▶ _Direction_
Pull each line containing "Write" out of the data and copy it.

▶ _Web page code records_
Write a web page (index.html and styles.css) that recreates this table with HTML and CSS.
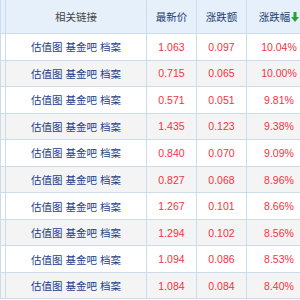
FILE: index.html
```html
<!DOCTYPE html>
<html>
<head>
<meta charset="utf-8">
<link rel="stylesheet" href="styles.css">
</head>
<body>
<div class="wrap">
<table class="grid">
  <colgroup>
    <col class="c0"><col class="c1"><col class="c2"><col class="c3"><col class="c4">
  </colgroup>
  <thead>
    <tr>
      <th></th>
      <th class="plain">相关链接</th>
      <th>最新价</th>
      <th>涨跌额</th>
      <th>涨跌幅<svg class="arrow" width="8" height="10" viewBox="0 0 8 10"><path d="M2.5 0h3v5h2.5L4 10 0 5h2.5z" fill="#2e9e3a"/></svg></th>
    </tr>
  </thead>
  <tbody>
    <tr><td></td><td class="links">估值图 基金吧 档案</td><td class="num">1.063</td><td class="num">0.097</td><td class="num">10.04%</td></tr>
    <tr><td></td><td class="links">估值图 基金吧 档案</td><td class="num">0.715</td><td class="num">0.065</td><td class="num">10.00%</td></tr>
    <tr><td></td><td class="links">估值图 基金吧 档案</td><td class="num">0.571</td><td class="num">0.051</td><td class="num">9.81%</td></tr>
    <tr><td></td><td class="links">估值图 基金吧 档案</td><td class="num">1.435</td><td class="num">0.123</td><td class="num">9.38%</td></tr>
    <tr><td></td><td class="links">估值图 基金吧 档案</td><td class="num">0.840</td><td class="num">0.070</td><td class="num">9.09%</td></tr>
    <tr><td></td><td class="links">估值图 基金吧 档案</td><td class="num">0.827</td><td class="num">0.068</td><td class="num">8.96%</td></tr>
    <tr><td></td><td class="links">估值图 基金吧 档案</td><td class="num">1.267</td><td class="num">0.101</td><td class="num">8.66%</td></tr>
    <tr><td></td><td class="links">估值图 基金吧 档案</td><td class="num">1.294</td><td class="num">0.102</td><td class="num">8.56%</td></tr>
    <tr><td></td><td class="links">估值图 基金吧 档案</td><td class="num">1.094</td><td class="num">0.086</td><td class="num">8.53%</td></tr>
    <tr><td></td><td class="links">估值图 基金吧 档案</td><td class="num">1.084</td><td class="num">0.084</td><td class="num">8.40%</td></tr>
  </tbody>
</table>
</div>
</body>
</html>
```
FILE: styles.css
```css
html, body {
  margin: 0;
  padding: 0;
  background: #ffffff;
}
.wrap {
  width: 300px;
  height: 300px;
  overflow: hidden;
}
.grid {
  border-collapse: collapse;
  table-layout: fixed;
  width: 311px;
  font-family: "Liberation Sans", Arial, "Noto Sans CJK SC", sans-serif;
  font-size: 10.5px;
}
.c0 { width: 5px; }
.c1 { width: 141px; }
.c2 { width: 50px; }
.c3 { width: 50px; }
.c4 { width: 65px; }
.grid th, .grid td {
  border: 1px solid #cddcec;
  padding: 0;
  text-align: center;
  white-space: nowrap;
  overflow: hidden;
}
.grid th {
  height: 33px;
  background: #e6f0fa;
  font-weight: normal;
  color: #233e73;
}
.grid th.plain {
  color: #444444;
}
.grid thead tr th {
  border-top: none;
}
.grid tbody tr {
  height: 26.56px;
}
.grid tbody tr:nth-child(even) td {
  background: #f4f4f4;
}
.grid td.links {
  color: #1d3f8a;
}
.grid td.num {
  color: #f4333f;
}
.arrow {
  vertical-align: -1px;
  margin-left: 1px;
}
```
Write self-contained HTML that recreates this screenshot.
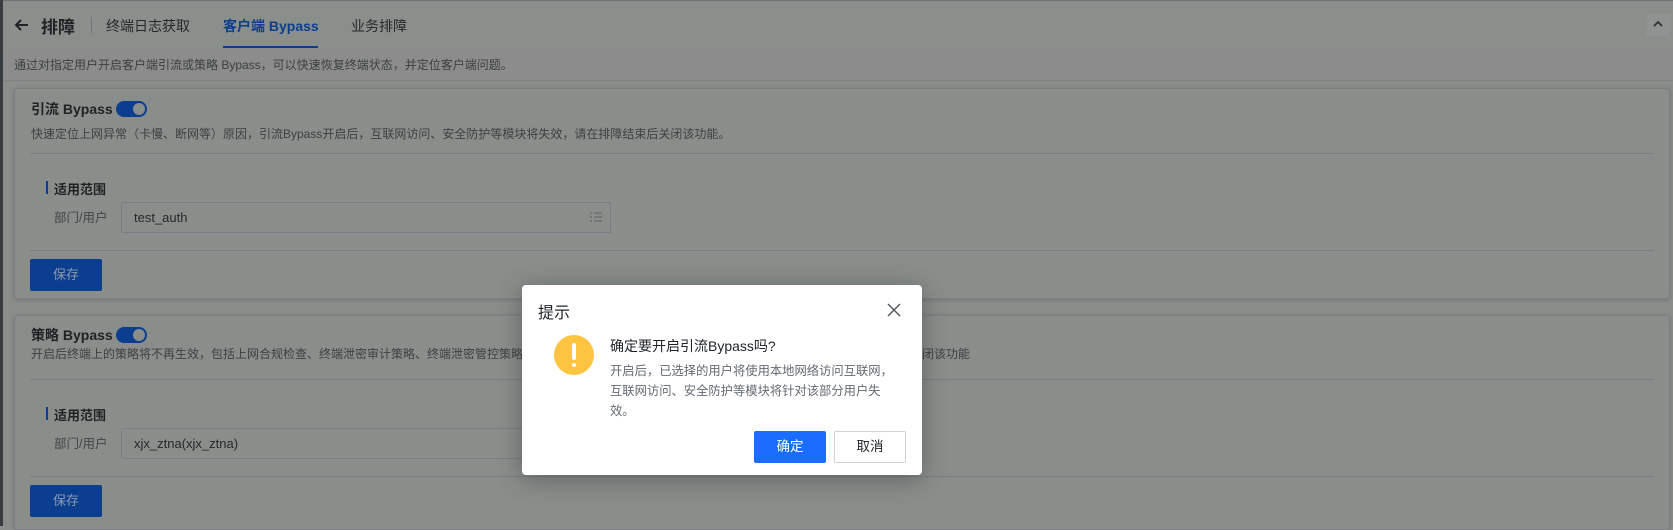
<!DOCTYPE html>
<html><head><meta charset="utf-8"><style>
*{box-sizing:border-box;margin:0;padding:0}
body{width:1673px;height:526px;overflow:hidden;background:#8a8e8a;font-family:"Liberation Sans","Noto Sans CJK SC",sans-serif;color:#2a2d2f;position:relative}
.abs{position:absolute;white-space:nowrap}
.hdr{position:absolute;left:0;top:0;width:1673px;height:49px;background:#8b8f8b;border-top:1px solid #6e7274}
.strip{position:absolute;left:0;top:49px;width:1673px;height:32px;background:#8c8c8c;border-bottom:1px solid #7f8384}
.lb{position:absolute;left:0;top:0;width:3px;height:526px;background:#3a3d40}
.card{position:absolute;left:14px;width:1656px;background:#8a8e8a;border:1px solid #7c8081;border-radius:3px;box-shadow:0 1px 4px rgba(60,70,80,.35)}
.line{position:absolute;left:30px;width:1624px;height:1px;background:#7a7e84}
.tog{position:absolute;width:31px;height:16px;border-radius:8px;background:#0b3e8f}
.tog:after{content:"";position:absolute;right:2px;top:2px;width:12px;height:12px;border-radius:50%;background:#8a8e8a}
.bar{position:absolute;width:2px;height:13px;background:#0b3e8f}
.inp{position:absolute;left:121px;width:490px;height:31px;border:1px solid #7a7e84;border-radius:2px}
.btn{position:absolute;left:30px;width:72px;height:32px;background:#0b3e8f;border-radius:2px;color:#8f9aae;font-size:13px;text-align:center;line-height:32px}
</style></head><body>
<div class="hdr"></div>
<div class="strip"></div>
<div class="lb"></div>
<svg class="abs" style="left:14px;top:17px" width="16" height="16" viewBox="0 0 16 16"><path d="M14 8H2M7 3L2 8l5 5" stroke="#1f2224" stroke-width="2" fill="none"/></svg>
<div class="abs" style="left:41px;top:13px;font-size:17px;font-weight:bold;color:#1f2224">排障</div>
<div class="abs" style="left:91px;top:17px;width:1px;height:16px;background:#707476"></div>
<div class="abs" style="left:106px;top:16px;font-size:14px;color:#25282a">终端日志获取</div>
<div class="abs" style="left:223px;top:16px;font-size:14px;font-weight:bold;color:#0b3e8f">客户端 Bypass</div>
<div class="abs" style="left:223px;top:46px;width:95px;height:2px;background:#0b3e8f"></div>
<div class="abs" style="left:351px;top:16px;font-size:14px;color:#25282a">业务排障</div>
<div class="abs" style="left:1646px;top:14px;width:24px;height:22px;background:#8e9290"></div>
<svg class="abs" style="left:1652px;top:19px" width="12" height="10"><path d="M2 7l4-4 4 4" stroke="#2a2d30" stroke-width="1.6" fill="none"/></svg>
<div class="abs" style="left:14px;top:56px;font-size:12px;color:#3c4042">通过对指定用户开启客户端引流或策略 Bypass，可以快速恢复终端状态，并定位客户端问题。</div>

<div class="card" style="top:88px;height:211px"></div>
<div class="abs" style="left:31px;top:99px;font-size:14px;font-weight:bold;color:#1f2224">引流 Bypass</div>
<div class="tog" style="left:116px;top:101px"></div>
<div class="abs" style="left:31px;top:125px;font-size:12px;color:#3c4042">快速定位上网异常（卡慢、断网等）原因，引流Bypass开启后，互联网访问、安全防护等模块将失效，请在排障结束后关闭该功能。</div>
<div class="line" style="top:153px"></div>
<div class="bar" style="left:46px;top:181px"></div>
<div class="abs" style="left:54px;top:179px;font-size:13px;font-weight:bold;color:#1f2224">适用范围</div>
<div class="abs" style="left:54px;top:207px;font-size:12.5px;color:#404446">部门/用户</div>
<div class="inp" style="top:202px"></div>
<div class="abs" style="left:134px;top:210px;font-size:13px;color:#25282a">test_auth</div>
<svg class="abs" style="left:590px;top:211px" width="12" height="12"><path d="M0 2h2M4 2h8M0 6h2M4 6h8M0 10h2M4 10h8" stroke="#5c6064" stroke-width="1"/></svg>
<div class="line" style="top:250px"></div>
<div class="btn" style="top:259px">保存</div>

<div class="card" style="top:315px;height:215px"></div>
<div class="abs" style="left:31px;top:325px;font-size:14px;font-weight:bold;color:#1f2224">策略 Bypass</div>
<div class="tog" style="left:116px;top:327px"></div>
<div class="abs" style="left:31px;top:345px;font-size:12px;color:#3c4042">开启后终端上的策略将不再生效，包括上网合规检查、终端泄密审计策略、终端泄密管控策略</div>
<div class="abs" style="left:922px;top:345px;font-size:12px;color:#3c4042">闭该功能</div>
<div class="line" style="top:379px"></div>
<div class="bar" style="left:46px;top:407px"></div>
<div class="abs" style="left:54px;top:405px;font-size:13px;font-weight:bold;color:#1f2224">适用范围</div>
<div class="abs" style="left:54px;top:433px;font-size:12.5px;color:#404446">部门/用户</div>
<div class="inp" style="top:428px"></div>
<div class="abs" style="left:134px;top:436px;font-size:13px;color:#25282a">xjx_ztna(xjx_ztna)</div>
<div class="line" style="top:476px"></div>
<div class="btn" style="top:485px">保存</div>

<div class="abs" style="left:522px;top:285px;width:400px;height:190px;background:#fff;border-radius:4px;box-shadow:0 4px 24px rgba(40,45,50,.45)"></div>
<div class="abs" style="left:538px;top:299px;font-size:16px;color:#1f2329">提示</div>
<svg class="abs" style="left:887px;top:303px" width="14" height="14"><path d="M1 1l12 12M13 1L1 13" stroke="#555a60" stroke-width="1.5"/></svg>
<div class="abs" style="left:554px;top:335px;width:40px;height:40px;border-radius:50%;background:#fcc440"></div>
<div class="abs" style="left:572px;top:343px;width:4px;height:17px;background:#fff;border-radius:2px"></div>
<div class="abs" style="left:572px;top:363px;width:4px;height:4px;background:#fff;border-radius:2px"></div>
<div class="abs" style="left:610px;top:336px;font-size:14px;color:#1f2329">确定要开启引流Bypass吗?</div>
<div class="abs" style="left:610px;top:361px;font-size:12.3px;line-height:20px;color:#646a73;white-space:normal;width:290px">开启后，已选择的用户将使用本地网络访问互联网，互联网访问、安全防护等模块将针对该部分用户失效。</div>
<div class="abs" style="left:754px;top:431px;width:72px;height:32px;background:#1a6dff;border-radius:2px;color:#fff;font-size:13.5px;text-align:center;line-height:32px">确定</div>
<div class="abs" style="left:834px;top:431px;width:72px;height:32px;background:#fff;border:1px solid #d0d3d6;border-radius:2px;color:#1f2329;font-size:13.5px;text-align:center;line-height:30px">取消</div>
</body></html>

==

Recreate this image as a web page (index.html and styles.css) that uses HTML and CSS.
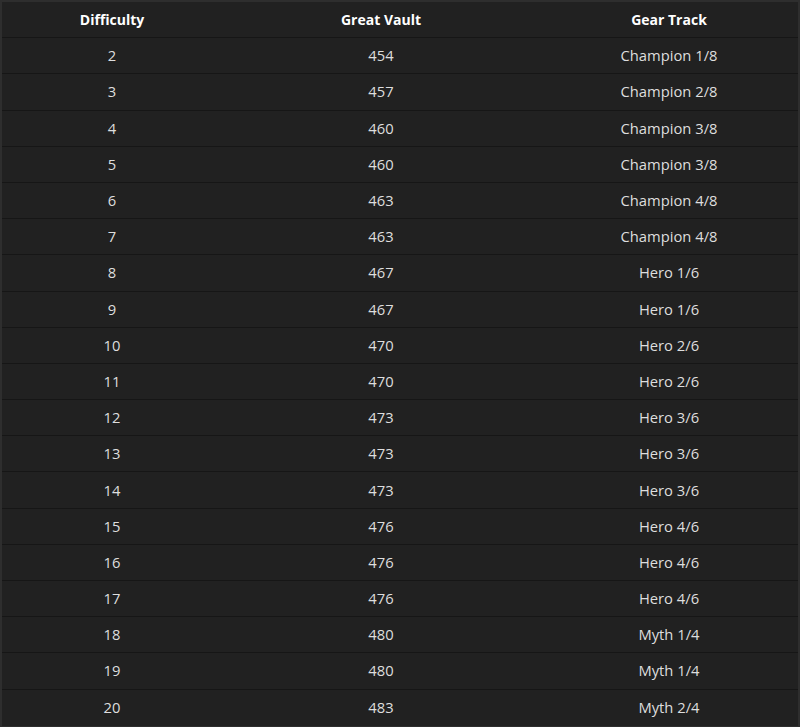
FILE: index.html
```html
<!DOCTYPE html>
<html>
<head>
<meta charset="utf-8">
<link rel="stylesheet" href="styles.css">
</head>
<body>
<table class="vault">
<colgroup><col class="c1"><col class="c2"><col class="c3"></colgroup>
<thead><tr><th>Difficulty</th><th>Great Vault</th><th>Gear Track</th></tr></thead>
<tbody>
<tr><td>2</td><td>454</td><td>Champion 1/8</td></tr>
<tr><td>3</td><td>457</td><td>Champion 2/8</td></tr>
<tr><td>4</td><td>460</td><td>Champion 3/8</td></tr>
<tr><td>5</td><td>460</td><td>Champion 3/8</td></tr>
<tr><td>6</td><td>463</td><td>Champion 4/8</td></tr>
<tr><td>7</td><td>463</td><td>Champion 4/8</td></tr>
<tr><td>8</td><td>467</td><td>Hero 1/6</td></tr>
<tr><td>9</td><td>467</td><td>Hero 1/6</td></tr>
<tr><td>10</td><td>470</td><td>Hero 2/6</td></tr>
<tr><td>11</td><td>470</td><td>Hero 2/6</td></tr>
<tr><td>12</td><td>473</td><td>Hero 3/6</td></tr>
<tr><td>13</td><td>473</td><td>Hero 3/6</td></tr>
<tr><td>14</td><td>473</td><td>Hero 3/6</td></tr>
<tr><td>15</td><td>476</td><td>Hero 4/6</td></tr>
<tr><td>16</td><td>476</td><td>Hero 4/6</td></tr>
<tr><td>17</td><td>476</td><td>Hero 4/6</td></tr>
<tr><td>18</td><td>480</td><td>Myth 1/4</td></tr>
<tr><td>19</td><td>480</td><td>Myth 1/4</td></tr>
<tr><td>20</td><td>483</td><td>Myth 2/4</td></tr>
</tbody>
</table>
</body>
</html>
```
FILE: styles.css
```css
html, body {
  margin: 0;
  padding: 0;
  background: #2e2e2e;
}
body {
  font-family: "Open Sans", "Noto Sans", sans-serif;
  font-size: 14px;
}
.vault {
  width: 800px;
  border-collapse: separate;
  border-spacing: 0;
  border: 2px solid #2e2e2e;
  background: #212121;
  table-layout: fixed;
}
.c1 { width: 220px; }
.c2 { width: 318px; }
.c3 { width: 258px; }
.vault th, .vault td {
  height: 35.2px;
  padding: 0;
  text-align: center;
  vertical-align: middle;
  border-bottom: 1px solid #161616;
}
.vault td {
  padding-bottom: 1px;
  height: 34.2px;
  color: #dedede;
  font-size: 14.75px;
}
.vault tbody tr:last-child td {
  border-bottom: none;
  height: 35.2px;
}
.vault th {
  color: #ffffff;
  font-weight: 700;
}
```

* * *

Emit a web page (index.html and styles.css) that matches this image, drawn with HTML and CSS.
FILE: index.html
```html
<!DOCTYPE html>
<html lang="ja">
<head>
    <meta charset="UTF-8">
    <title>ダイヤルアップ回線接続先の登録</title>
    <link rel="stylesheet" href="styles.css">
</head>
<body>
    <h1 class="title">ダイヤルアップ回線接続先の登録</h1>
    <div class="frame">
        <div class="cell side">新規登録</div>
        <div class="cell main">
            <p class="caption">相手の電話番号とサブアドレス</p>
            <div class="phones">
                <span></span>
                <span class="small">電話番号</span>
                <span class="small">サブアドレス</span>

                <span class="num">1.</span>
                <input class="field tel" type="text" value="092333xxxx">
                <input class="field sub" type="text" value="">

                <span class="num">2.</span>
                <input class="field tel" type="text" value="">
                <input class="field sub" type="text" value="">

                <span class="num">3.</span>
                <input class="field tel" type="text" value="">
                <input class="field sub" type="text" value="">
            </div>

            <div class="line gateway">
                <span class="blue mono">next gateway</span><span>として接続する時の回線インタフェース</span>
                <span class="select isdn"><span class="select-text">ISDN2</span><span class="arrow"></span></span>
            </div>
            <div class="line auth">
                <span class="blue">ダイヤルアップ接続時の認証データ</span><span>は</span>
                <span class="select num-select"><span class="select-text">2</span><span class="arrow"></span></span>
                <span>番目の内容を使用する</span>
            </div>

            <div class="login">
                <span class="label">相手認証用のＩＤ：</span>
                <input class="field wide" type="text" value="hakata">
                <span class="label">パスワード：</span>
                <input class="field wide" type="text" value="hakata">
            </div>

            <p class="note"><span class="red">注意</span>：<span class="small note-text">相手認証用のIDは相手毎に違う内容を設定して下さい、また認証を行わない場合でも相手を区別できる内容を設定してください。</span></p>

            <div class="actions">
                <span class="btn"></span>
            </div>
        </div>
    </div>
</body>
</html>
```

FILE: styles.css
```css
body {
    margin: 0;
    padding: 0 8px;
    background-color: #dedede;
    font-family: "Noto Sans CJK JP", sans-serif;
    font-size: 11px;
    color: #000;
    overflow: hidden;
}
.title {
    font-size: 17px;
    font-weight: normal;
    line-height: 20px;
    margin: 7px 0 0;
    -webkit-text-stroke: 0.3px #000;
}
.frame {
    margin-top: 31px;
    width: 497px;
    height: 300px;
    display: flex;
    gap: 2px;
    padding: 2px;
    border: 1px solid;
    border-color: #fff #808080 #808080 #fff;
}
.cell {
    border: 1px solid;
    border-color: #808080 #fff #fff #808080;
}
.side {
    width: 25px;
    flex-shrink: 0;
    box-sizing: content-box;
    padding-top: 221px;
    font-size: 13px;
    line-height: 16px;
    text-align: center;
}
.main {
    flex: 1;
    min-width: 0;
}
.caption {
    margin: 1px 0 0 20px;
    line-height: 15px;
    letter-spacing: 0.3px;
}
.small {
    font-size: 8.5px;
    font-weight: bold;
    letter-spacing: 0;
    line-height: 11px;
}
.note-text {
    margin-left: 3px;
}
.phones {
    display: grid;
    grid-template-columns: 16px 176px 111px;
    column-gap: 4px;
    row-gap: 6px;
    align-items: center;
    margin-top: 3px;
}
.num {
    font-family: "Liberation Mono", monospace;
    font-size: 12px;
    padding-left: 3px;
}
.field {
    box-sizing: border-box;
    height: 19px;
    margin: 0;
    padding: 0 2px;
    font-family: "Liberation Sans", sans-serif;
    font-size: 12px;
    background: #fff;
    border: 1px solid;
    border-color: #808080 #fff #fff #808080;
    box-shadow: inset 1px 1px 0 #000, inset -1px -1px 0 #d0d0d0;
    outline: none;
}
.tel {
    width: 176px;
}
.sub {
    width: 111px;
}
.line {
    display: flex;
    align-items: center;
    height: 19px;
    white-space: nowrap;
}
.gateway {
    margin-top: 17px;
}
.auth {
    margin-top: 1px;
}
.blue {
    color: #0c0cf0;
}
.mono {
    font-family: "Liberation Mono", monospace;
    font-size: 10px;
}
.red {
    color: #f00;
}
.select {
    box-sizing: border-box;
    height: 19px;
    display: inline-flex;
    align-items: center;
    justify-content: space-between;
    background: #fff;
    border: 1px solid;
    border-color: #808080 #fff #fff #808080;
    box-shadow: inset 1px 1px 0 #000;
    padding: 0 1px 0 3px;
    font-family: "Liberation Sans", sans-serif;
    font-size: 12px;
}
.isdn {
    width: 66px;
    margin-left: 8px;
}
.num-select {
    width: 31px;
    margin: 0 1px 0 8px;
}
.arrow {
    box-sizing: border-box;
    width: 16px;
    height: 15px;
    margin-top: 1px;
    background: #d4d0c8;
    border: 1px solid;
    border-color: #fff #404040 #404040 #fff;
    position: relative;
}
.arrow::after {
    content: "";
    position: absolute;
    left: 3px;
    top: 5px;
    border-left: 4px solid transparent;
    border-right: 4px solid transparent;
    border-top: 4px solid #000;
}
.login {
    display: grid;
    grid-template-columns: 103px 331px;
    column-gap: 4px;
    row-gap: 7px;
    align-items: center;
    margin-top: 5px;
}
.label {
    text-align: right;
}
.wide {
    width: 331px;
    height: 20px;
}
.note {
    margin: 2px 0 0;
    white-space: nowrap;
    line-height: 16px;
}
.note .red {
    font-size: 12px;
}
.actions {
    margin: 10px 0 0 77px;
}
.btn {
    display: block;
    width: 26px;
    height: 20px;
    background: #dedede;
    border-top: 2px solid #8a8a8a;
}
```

▶ _Solution to this exercise_
Write a web page (index.html and styles.css) that recreates this table with HTML and CSS.
Write self-contained HTML that recreates this screenshot.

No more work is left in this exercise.